22.9.15

Os filhos do chão

Arctic Monkeys, “I Bet You Look Good on the Dance Floor”, in https://www.youtube.com/watch?v=pK7egZaT3hs
Sufragam o fastio da vida sempre depressa. Tomam as asas de um pássaro desvairado e voam entre as nuvens, escondendo-se de si mesmos. Julgam-se por um espelho mais alto do que a sua estatura. Não corrompem a verticalidade em troca de duas tentações que se lhes ofereçam. Querem ser tutores dos céus, de onde dão retaguarda, sem absoluto paternalismo, aos que são mais queridos.
Sacrificam-se. Hasteiam bandeiras que não são suas, tamanho o voluntarismo e a ingenuidade próprios da genuinidade a que se abraçam. De vez em quando, sofrem com as desilusões. Por não terem sabido acautelar os custos previsíveis de um passo que, visto de fora, dir-se-ia ser maior do que a perna que o deu. Depois consomem-se em dores interiores. Interiorizando a dor, sem a quererem mostrar para fora das fronteiras de si mesmos. A teimosia vem à tona. Num ensimesmar que confunde vaidade com orgulho (e quantas vezes é tão delgada a linha de fronteira?), fazem de conta, passam muito tempo a fazer de conta. Entram em negação da pungência que os mortifica. Acabam por conseguir derrotar os fantasmas que habitaram paredes meias, em estadia mais ou menos demorada.

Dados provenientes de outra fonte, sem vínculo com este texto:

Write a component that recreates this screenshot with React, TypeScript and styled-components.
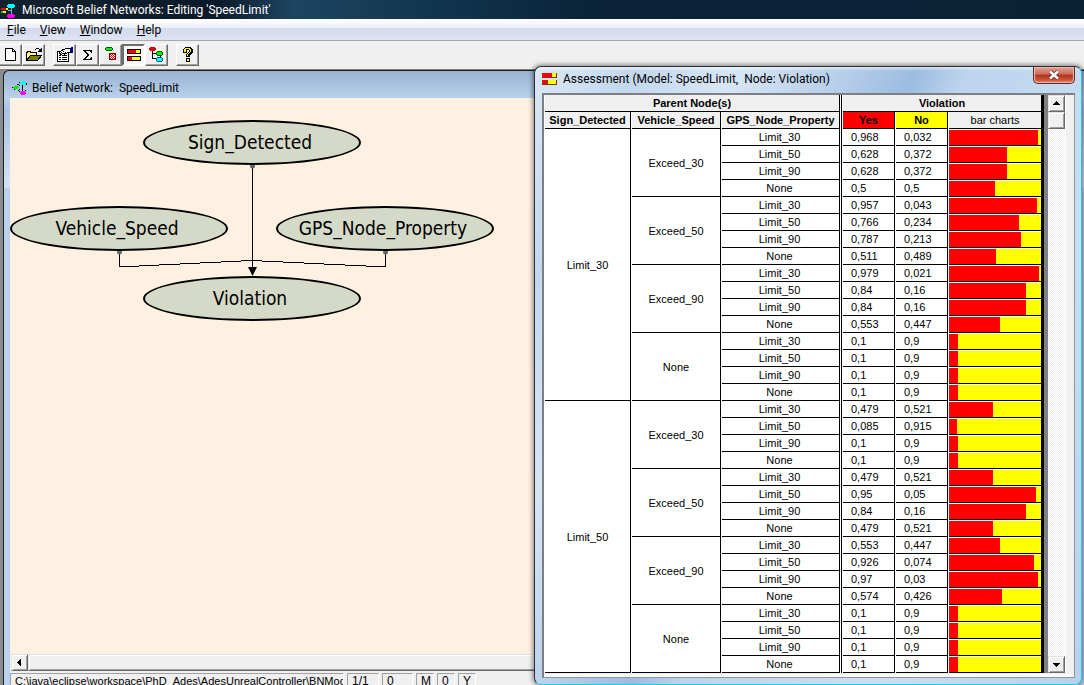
import React from 'react';
import styled, { createGlobalStyle } from 'styled-components';

const uiFont = 'Roboto, "Open Sans", sans-serif';
const gridFont = '"Liberation Sans", Arial, sans-serif';

const GlobalStyle = createGlobalStyle`
  * { box-sizing: border-box; }
  body { margin: 0; background: #f0f0f0; font-family: ${uiFont}; font-size: 12px; color: #000; }
  button { font: inherit; color: inherit; margin: 0; padding: 0; border-radius: 0; }
  svg { display: block; flex: none; }
`;

const Desktop = styled.div`
  position: relative;
  display: flex;
  flex-direction: column;
  height: 100vh;
  overflow: hidden;
`;

const TitleBar = styled.header`
  display: flex;
  align-items: center;
  gap: 6px;
  height: 19px;
  flex: none;
  color: #fff;
  background: linear-gradient(90deg, #14222f 0%, #0b1a2a 20%, #1d4560 27%, #12354f 40%, #0a2338 55%, #0b2136 100%);
`;

const AppTitle = styled.h1`
  margin: 0;
  font-size: 12px;
  font-weight: 400;
  line-height: 18px;
  white-space: pre;
`;

const MenuBar = styled.nav`
  display: flex;
  align-items: center;
  flex: none;
  height: 22px;
  padding-left: 7px;
  gap: 14px;
  border-top: 1px solid #fff;
  border-bottom: 1px solid #a9abb0;
  background: linear-gradient(#ffffff 0%, #e9edf7 40%, #d4daec 42%, #dfe4f3 100%);
`;

const MenuItem = styled.button`
  border: 0;
  background: none;
  line-height: 18px;
`;

const Toolbar = styled.div`
  display: flex;
  flex: none;
  height: 28px;
  margin-left: -1px;
  padding-top: 3px;
  background: #f0f0f0;
`;

const ToolGroup = styled.div`
  display: flex;
  margin-right: 8px;
`;

const ToolButton = styled.button<{ $pressed?: boolean }>`
  display: flex;
  align-items: center;
  justify-content: center;
  width: 23px;
  height: 22px;
  border: ${p => (p.$pressed ? '2px' : '1px')} solid;
  border-color: ${p => (p.$pressed ? '#6d6d6d #fff #fff #6d6d6d' : '#fff #696969 #696969 #fff')};
  box-shadow: ${p => (p.$pressed ? 'none' : 'inset -1px -1px 0 #a0a0a0')};
  background: ${p => (p.$pressed ? '#f8f8f8' : '#f0f0f0')};
`;

const Workspace = styled.main`
  flex: 1;
  min-height: 0;
  display: flex;
  padding: 0 0 0 3px;
  border-top: 1px solid #808080;
  background: #8a8c90;
`;

const NetworkWindow = styled.section`
  flex: 1;
  display: flex;
  flex-direction: column;
  min-width: 0;
  padding: 0 6px;
  border: solid #1b1d20;
  border-width: 1px 0 0 1px;
  border-top-left-radius: 6px;
  background: linear-gradient(#9ab3d2 0, #b9d1ea 27px, #a9c3e2 40px, #d4e3f3 116px, #b9d1ea 117px);
`;

const NetworkTitle = styled.div`
  display: flex;
  align-items: center;
  gap: 4px;
  height: 27px;
  flex: none;
  padding: 6px 0 0 2px;
`;

const WindowCaption = styled.h2`
  margin: 0;
  font-size: 12px;
  font-weight: 400;
  line-height: 16px;
  white-space: pre;
`;

const Canvas = styled.div`
  position: relative;
  flex: 1;
  min-height: 0;
  background: #fff1e2;
`;

const Edges = styled.svg`
  position: absolute;
  left: 0;
  top: 0;
`;

const Node = styled.div<{ $x: number; $y: number }>`
  position: absolute;
  left: ${p => p.$x}px;
  top: ${p => p.$y}px;
  width: 218px;
  height: 45px;
  border: 2px solid #000;
  border-radius: 50%;
  background: #d5dac8;
  font-family: "DejaVu Sans Condensed", "DejaVu Sans", sans-serif;
  font-size: 19px;
  line-height: 40px;
  text-align: center;
  padding-right: 4px;
`;

const HScroll = styled.div`
  display: flex;
  flex: none;
  height: 17px;
  padding-left: 1px;
  background: #f0f0f0;
`;

const ScrollPart = styled.button<{ $grow?: boolean }>`
  display: flex;
  align-items: center;
  justify-content: center;
  flex: ${p => (p.$grow ? '1' : 'none')};
  width: 17px;
  height: 17px;
  border: 1px solid;
  border-color: #e3e3e3 #696969 #696969 #e3e3e3;
  box-shadow: inset 1px 1px 0 #fff, inset -1px -1px 0 #a0a0a0;
  background: #f0f0f0;
`;

const StatusBar = styled.footer`
  display: flex;
  gap: 3px;
  flex: none;
  height: 14px;
  padding-top: 2px;
  overflow: hidden;
  background: #f0f0f0;
  font-family: ${gridFont};
`;

const StatusCell = styled.div<{ $w: number; $small?: boolean }>`
  width: ${p => p.$w}px;
  height: 18px;
  padding-left: 4px;
  border: 1px solid;
  border-color: #a0a0a0 #fff #fff #a0a0a0;
  font-size: ${p => (p.$small ? 11 : 12)}px;
  line-height: 14px;
  white-space: nowrap;
  overflow: hidden;
`;

const AssessmentWindow = styled.section`
  position: absolute;
  left: 534px;
  top: 66px;
  padding: 0 6px 6px 7px;
  border: 1px solid #2a2f36;
  border-right-color: #25c6e4;
  border-bottom-color: #25c6e4;
  border-radius: 7px;
  background:
    linear-gradient(#ffffff90, #ffffff00 4px),
    linear-gradient(115deg, #dbe8f5 0%, #c3d8ee 12%, #d7e6f5 24%, #b4cde8 38%, #9dbce0 46%, #bcd4ed 52%, #c9dff3 75%, #b8d2ec 100%);
  box-shadow: 0 0 5px 1px #00000080;
`;

const AssessmentTitle = styled.div`
  display: flex;
  justify-content: space-between;
  height: 26px;
`;

const CaptionGroup = styled.div`
  display: flex;
  align-items: center;
  gap: 5px;
  padding-bottom: 2px;
`;

const CloseButton = styled.button`
  display: flex;
  align-items: center;
  justify-content: center;
  width: 42px;
  height: 17px;
  border: 1px solid #5b2a26;
  border-top: 0;
  border-radius: 0 0 5px 5px;
  box-shadow: inset 0 0 1px 1px #f2b7a5;
  background: linear-gradient(#e0a295 0%, #cc6b5a 45%, #b3301a 50%, #c9543a 80%, #e08a62 100%);
`;

const Pane = styled.div`
  display: flex;
  border: solid;
  border-width: 2px 1px 1px 2px;
  border-color: #7d7f82 #8e959d #8e959d #7d7f82;
  padding-bottom: 4px;
  background: #f0f0f0;
  box-shadow: inset 0 -3px 0 #fafafa;
`;

const GridView = styled.div`
  width: 497px;
  overflow: hidden;
  background: #fff;
`;

const RightRule = styled.div`
  width: 7px;
  border-left: 3px solid #000;
  background: #808080;
`;

const DataTable = styled.table`
  table-layout: fixed;
  width: 498px;
  border-collapse: separate;
  border-spacing: 1px 0;
  font-family: ${gridFont};
  font-size: 11px;
  line-height: 16px;
`;

const HeadCell = styled.th<{ $bg?: string; $plain?: boolean; $open?: boolean }>`
  height: 17px;
  padding: 0;
  overflow: hidden;
  white-space: nowrap;
  font-weight: ${p => (p.$plain ? 400 : 700)};
  border-bottom: 1px solid #000;
  border-right: ${p => (p.$open ? '0' : '1px solid #000')};
  background: ${p => p.$bg ?? '#f0f0f0'};
`;

const Cell = styled.td<{ $value?: boolean }>`
  height: 17px;
  padding: ${p => (p.$value ? '0 0 0 8px' : '0 2px 0 0')};
  text-align: ${p => (p.$value ? 'left' : 'center')};
  border-bottom: 1px solid #000;
  border-right: 1px solid #000;
`;

const ParentCell = styled.td`
  padding: 0;
  text-align: center;
  vertical-align: middle;
  border-bottom: 1px solid #000;
  border-right: 1px solid #000;
`;

const Divider = styled.td`
  padding: 0;
  background: #000;
`;

const BarCell = styled.td`
  height: 17px;
  padding: 1px 0 0;
  border-bottom: 1px solid #000;
`;

const Bar = styled.div`
  height: 15px;
  background: #ff0;
`;

const BarFill = styled.div`
  height: 15px;
  background: #f00;
`;

const VScroll = styled.div`
  display: flex;
  flex-direction: column;
  width: 17px;
  background: repeating-conic-gradient(#ffffff 0 25%, #f0f0f0 0 50%) 0 0 / 2px 2px;
`;

const Track = styled.div`
  flex: 1;
`;

const Gutter = styled.div`
  width: 9px;
  border-left: 1px solid #fff;
`;

const signs = ['Limit_30', 'Limit_50'];
const speeds = ['Exceed_30', 'Exceed_50', 'Exceed_90', 'None'];
const limits = ['Limit_30', 'Limit_50', 'Limit_90', 'None'];
const yes = [
  968, 628, 628, 500, 957, 766, 787, 511, 979, 840, 840, 553, 100, 100, 100, 100,
  479, 85, 100, 100, 479, 950, 840, 479, 553, 926, 970, 574, 100, 100, 100, 100,
];
const format = (n: number) => String(n / 1000).replace('.', ',');

const Pixels = ({ w = 16, h = 16, children }: { w?: number; h?: number; children: React.ReactNode }) => (
  <svg width={w} height={h} viewBox={`0 0 ${w} ${h}`} shapeRendering="crispEdges" aria-hidden="true">
    {children}
  </svg>
);

const AppIcon = () => (
  <Pixels>
    <path d="M1 6h5v2H1z" fill="#e00" />
    <path d="M6 6h2v2H6zM1 9h5v2H1z" fill="#ff0" />
    <path d="M1 9h2v2H1z" fill="#0c0" />
    <path d="M11 5v8M8 8h3" stroke="#5fc0c0" fill="none" />
    <path d="M8 2h6v1h1v2h-1v1H8V5H7V3h1z" fill="#0ff" />
    <path d="M8 12h6v1h1v2h-1v1H8v-1H7v-2h1z" fill="#f0f" />
  </Pixels>
);

const NetworkIcon = () => (
  <Pixels>
    <path d="M10.500 5v6" stroke="#000" fill="none" />
    <path d="M5 4h2v1H5zM7 5h1v1H7zM7 9h1v1H7zM6 10h1v1H6zM7 11h1v1H7zM7 2h1v1H7zM14 3h1v2h-1zM2 9h1v1H2zM0 7h1v1H0zM8 13h1v1H8zM13 10h1v1h-1z" />
    <path d="M9 1h4v1h1v2h-1v1H9V4H8V2h1z" fill="#0ff" />
    <path d="M2 6h4v1h1v1H6v1H2V8H1V7h1z" fill="#0e0" />
    <path d="M9 11h4v1h1v2h-1v1H9v-1H8v-2h1z" fill="#f0f" />
  </Pixels>
);

const BarsIcon = () => (
  <Pixels>
    <path d="M1 2h14v5H1zM1 9h14v5H1z" />
    <path d="M2 3h8v3H2zM2 10h4v3H2z" fill="#f00" />
    <path d="M10 3h4v3h-4zM6 10h8v3H6z" fill="#ff0" />
  </Pixels>
);

const AssessmentIcon = () => (
  <Pixels>
    <path d="M0 2h15v5H0zM0 9h15v5H0z" fill="#7a3b08" />
    <path d="M0 2h10v4H0zM0 9h5v4H0z" fill="#f00" />
    <path d="M10 2h4v4h-4zM6 9h8v4H6z" fill="#ff0" />
  </Pixels>
);

const NewIcon = () => (
  <Pixels>
    <path d="M2.500 1.500h7l3 3v9h-10z" fill="#fff" stroke="#000" />
    <path d="M9.500 1.500v3h3" fill="none" stroke="#000" />
  </Pixels>
);

const OpenIcon = () => (
  <Pixels>
    <path d="M.5 13.500v-8h1v-1h3v1h6v3" fill="#ffff70" stroke="#000" />
    <path d="M.5 13.500l4-5h11l-4 5z" fill="#808000" stroke="#000" />
    <path d="M9 2h1V1h3v1h1v1h-1V2h-3v1H9zM15 1h1v4h-4V4h1V3h1V2h1z" />
  </Pixels>
);

const PropertiesIcon = () => (
  <Pixels>
    <path d="M.5 4.500h11v10H.5z" fill="#fff" stroke="#000" />
    <path d="M2 8.500h2M5 8.500h5M2 10.500h2M5 10.500h5M2 12.500h2M5 12.500h5" stroke="#000" />
    <path d="M2.500 5.500l3-3h2l1-1h5v4h-3l-3 2-1-1-3 1z" fill="#fff" stroke="#000" />
    <path d="M4 5h1v1H4zM6 4h1v1H6zM8 5h1v1H8zM7 6h1v1H7zM5 3h1v1H5z" />
    <path d="M14 0h2v6h-2zM13 1h1v4h-1z" fill="#000080" />
  </Pixels>
);

const SigmaIcon = () => (
  <Pixels>
    <path d="M3 3h9v3h-1V5h-1V4H6v1h1v1h1v1h1v2H8v1H7v1H6v1h4v-1h1v-1h1v3H3v-1h1v-1h1v-1h1V9h1V7H6V6H5V5H4V4H3z" />
  </Pixels>
);

const ExpandIcon = () => (
  <Pixels>
    <path d="M3 0h6v1h1v2H9v1H3V3H2V1h1z" fill="#006000" />
    <path d="M3 1h6v2H3z" fill="#0e0" />
    <path d="M6.500 6.500h6v6h-6z" fill="#fff" stroke="#800000" />
    <path d="M7 7h1v1H7zM9 7h1v1H9zM11 7h1v1h-1zM8 8h1v1H8zM10 8h1v1h-1zM7 9h1v1H7zM9 9h1v1H9zM11 9h1v1h-1zM8 10h1v1H8zM10 10h1v1h-1zM7 11h1v1H7zM9 11h1v1H9zM11 11h1v1h-1z" fill="#f00" />
  </Pixels>
);

const TreeIcon = () => (
  <Pixels>
    <path d="M3.500 4v7.500H8M4 6.500h4M11.500 8v3" fill="none" stroke="#000" />
    <path d="M1 0h5v1h1v2H6v1H1V3H0V1h1z" fill="#d00" />
    <path d="M8 4h5v1h1v3h-1v1H8V8H7V5h1z" fill="#006000" />
    <path d="M8 5h5v3H8z" fill="#0e0" />
    <path d="M8 10h5v1h1v3h-1v1H8v-1H7v-3h1z" fill="#006080" />
    <path d="M8 11h5v3H8z" fill="#0ff" />
  </Pixels>
);

const HelpIcon = () => (
  <Pixels>
    <path d="M5 0h6v1h1v1h1v4h-1v1h-1v1h-1v2H6V7h1V6h1V5h1V3H7v3H3V2h1V1h1zM6 11h4v4H6z" />
    <path d="M5 1h5v1h1v3h-1v1H9v1H8v2H7V7h1V6h1V5h1V3H9V2H6v3H4V2h1zM7 12h2v2H7z" fill="#ff0" />
  </Pixels>
);

const Arrow = ({ d }: { d: string }) => (
  <Pixels w={9} h={9}>
    <path d={d} />
  </Pixels>
);

const menus = ['File', 'View', 'Window', 'Help'];

const toolGroups: { name: string; icon: React.ReactNode; pressed?: boolean }[][] = [
  [
    { name: 'New', icon: <NewIcon /> },
    { name: 'Open', icon: <OpenIcon /> },
  ],
  [
    { name: 'Properties', icon: <PropertiesIcon /> },
    { name: 'Evaluate', icon: <SigmaIcon /> },
    { name: 'Expand', icon: <ExpandIcon /> },
    { name: 'Assess', icon: <BarsIcon />, pressed: true },
    { name: 'Dependencies', icon: <TreeIcon /> },
  ],
  [{ name: 'Help', icon: <HelpIcon /> }],
];

const nodes = [
  { name: 'Sign_Detected', x: 133, y: 22 },
  { name: 'Vehicle_Speed', x: 0, y: 108 },
  { name: 'GPS_Node_Property', x: 266, y: 108 },
  { name: 'Violation', x: 133, y: 178 },
];

function AssessmentTable() {
  return (
    <DataTable>
      <colgroup>
        {[86, 89, 118, 1, 52, 52, 92].map((w, i) => (
          <col key={i} width={w} />
        ))}
      </colgroup>
      <thead>
        <tr>
          <HeadCell colSpan={3}>Parent Node(s)</HeadCell>
          <Divider rowSpan={2} />
          <HeadCell colSpan={3} $open>Violation</HeadCell>
        </tr>
        <tr>
          <HeadCell>Sign_Detected</HeadCell>
          <HeadCell>Vehicle_Speed</HeadCell>
          <HeadCell>GPS_Node_Property</HeadCell>
          <HeadCell $bg="#f00">Yes</HeadCell>
          <HeadCell $bg="#ff0">No</HeadCell>
          <HeadCell $plain $open>bar charts</HeadCell>
        </tr>
      </thead>
      <tbody>
        {yes.map((p, i) => (
          <tr key={i}>
            {i % 16 === 0 && <ParentCell rowSpan={16}>{signs[i / 16]}</ParentCell>}
            {i % 4 === 0 && <ParentCell rowSpan={4}>{speeds[(i / 4) % 4]}</ParentCell>}
            <Cell>{limits[i % 4]}</Cell>
            {i === 0 && <Divider rowSpan={yes.length} />}
            <Cell $value>{format(p)}</Cell>
            <Cell $value>{format(1000 - p)}</Cell>
            <BarCell>
              <Bar>
                <BarFill style={{ width: `${p / 10}%` }} />
              </Bar>
            </BarCell>
          </tr>
        ))}
      </tbody>
    </DataTable>
  );
}

export default function App() {
  return (
    <Desktop>
      <GlobalStyle />
      <TitleBar>
        <AppIcon />
        <AppTitle>Microsoft Belief Networks: Editing 'SpeedLimit'</AppTitle>
      </TitleBar>
      <MenuBar>
        {menus.map(m => (
          <MenuItem key={m}>
            <u>{m[0]}</u>
            {m.slice(1)}
          </MenuItem>
        ))}
      </MenuBar>
      <Toolbar>
        {toolGroups.map((group, i) => (
          <ToolGroup key={i}>
            {group.map(t => (
              <ToolButton key={t.name} aria-label={t.name} $pressed={t.pressed}>
                {t.icon}
              </ToolButton>
            ))}
          </ToolGroup>
        ))}
      </Toolbar>
      <Workspace>
        <NetworkWindow>
          <NetworkTitle>
            <NetworkIcon />
            <WindowCaption>{'Belief Network:  SpeedLimit'}</WindowCaption>
          </NetworkTitle>
          <Canvas>
            <Edges width="500" height="230" aria-hidden="true">
              <g fill="none" stroke="#000" shapeRendering="crispEdges">
                <path d="M242.500 66v105" />
                <path d="M109.500 154v14.500h9L242 162.500l124 6h9.500V154" />
              </g>
              <path d="M238 169h9l-4.500 9z" />
              <g fill="#666">
                <circle cx="242.500" cy="68" r="2.500" />
                <circle cx="109.500" cy="154" r="2.500" />
                <circle cx="375.500" cy="154" r="2.500" />
              </g>
            </Edges>
            {nodes.map(n => (
              <Node key={n.name} $x={n.x} $y={n.y}>
                {n.name}
              </Node>
            ))}
          </Canvas>
          <HScroll>
            <ScrollPart aria-label="Scroll left">
              <Arrow d="M6 1v7H5V7H4V6H3V5H2V4h1V3h1V2h1V1z" />
            </ScrollPart>
            <ScrollPart $grow aria-label="Horizontal position" />
          </HScroll>
          <StatusBar>
            <StatusCell $w={334} $small>C:\java\eclipse\workspace\PhD_Ades\AdesUnrealController\BNMoc</StatusCell>
            <StatusCell $w={32}>1/1</StatusCell>
            <StatusCell $w={31}>0</StatusCell>
            <StatusCell $w={18}>M</StatusCell>
            <StatusCell $w={18}>0</StatusCell>
            <StatusCell $w={18}>Y</StatusCell>
          </StatusBar>
        </NetworkWindow>
      </Workspace>
      <AssessmentWindow>
        <AssessmentTitle>
          <CaptionGroup>
            <AssessmentIcon />
            <WindowCaption>{'Assessment (Model: SpeedLimit,  Node: Violation)'}</WindowCaption>
          </CaptionGroup>
          <CloseButton aria-label="Close">
            <svg width="14" height="12" viewBox="0 0 14 12" aria-hidden="true">
              <path d="M3 2.500l8 7M11 2.500l-8 7" stroke="#5a3a3a" strokeWidth="4" />
              <path d="M3 2.500l8 7M11 2.500l-8 7" stroke="#fff" strokeWidth="2.400" />
            </svg>
          </CloseButton>
        </AssessmentTitle>
        <Pane>
          <GridView>
            <AssessmentTable />
          </GridView>
          <RightRule />
          <VScroll>
            <ScrollPart aria-label="Scroll up">
              <Arrow d="M4 2h1v1h1v1h1v1h1v1H1V5h1V4h1V3h1z" />
            </ScrollPart>
            <ScrollPart aria-label="Vertical position" />
            <Track />
            <ScrollPart aria-label="Scroll down">
              <Arrow d="M1 3h7v1H7v1H6v1H5v1H4V6H3V5H2V4H1z" />
            </ScrollPart>
          </VScroll>
          <Gutter />
        </Pane>
      </AssessmentWindow>
    </Desktop>
  );
}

Entretanto, continuaram garbosos na exibição da jactância irreprimível, entretecendo os palcos onde continuavam a ser protagonistas. Poucos terão sido capazes de notar as nuvens pesadas que se abatiam sobre os seus ombros. Mestres na arte da ilusão, continuavam a ostentar orgulho de terem sido capazes de se fazerem saídos do chão. Num êxtase de autoconvencimento que merecia visitação ao divã do psiquiatra. Pois nem tudo é centrípeto às suas pessoas, nem o voluntarismo que quadra com o protagonismo diletante chega a ser convencimento pleno de serem o que querem mostrar.
Do chão porventura não terão vindo, como proclamam com orgulho enfático. Em vendo de perto, pela lupa do possível psiquiatra, concluir-se-ia o contrário de um adágio da autoria do povo: a imensa fortaleza em que medram apenas esconde um mar (também imenso) de fragilidades. Pois o chão não é um ninho fértil. O chão é sempre pedregoso, um covil onde se acoitam as mais venenosas serpentes.